What will happen in 40-50 years when the Creative Worship generation is at the assisted living centers? Will they be able to participate like this? What about those folks that cannot see anymore? Will they be able to read the words of the creative worship service printed out for them?

For me, this is one of the biggest arguments for having a uniform liturgy throughout our Synod. As nice as it is to have 4-5 musical settings of the Service, it is still too many options I think. Actually, I am not opposed to different musical settings of the Liturgy. There is a lot of precedent for that within Lutheranism, within Christianity as a whole. But there really ought to be one Rite, one set of words, so that those words become etched in the hearts of the people just as they did for those generations that grew up on TLH.

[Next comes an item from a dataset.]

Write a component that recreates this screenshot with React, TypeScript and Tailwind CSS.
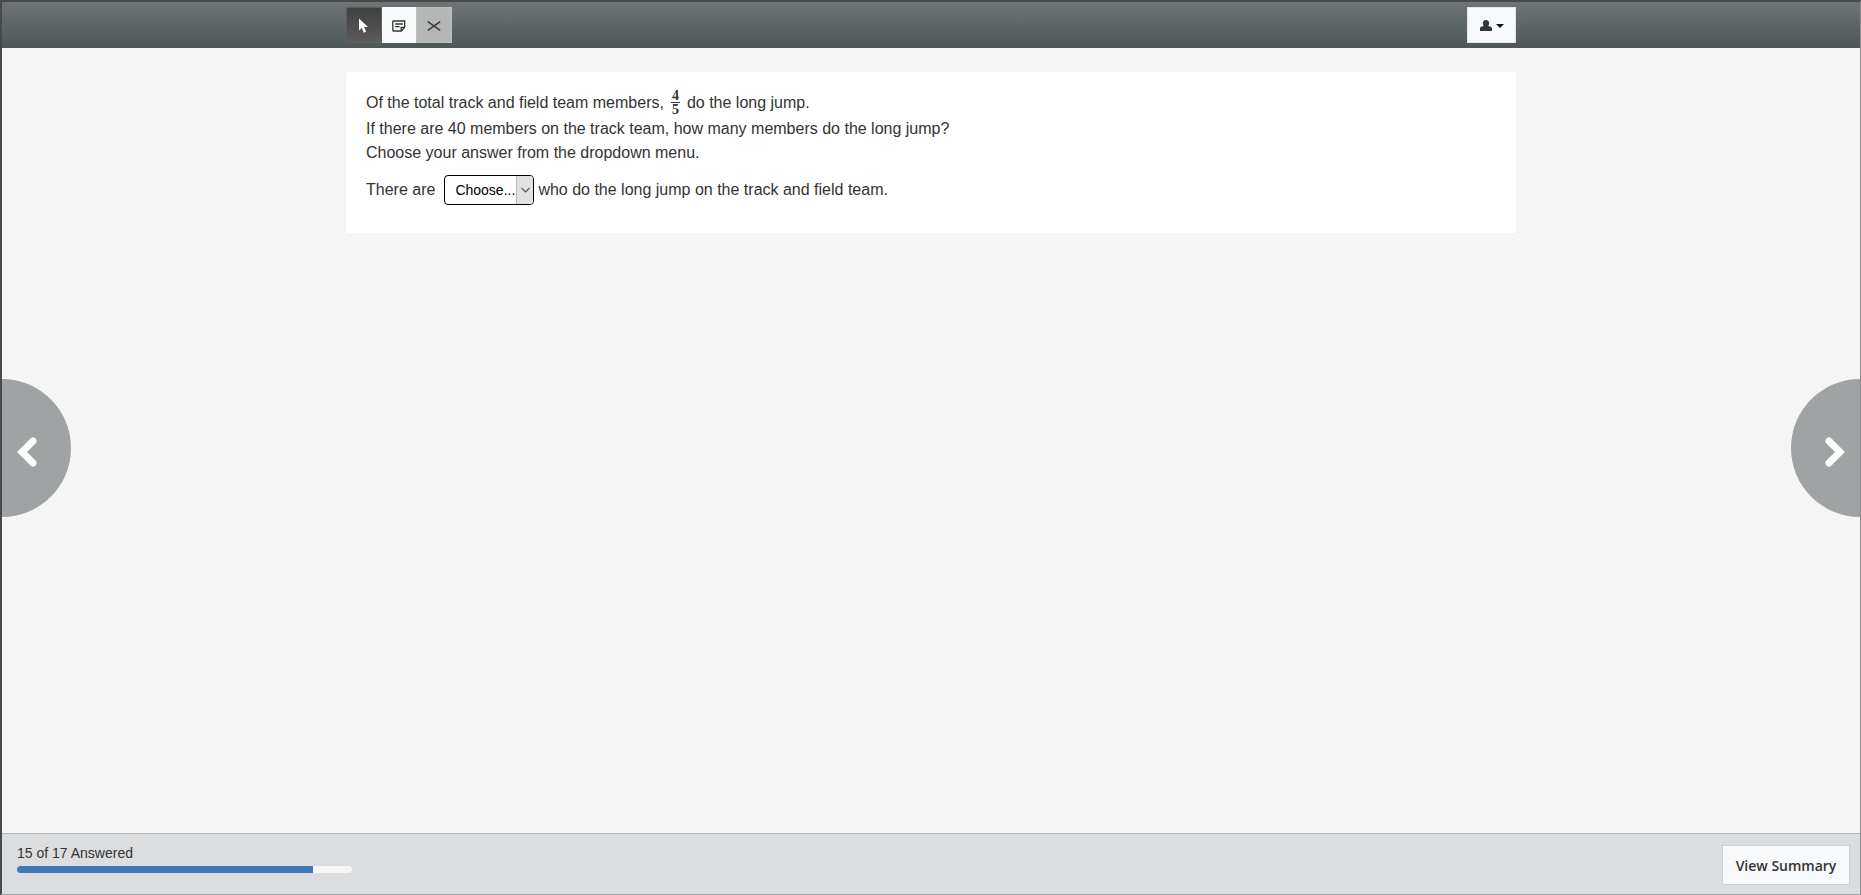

I’m not equating TLH with a “Golden Age” of the Church. I love many features of our present hymnals. I use them with joy. But I take great care when it comes to changing things up, in the hopes that the children and adults who worship in this congregation will one day be able to participate in the Service when their eyes fail them.


About Rev. Paul L. Beisel

Graduate of Concordia Theological Seminary, Fort Wayne, IN in 2001 (M Div.) and 2004 (S.T.M.); LC-MS Pastor and Adjunct Instructor for John Wood Community College; Husband of Amy and father of Susan, Elizabeth, Martin, and Theodore.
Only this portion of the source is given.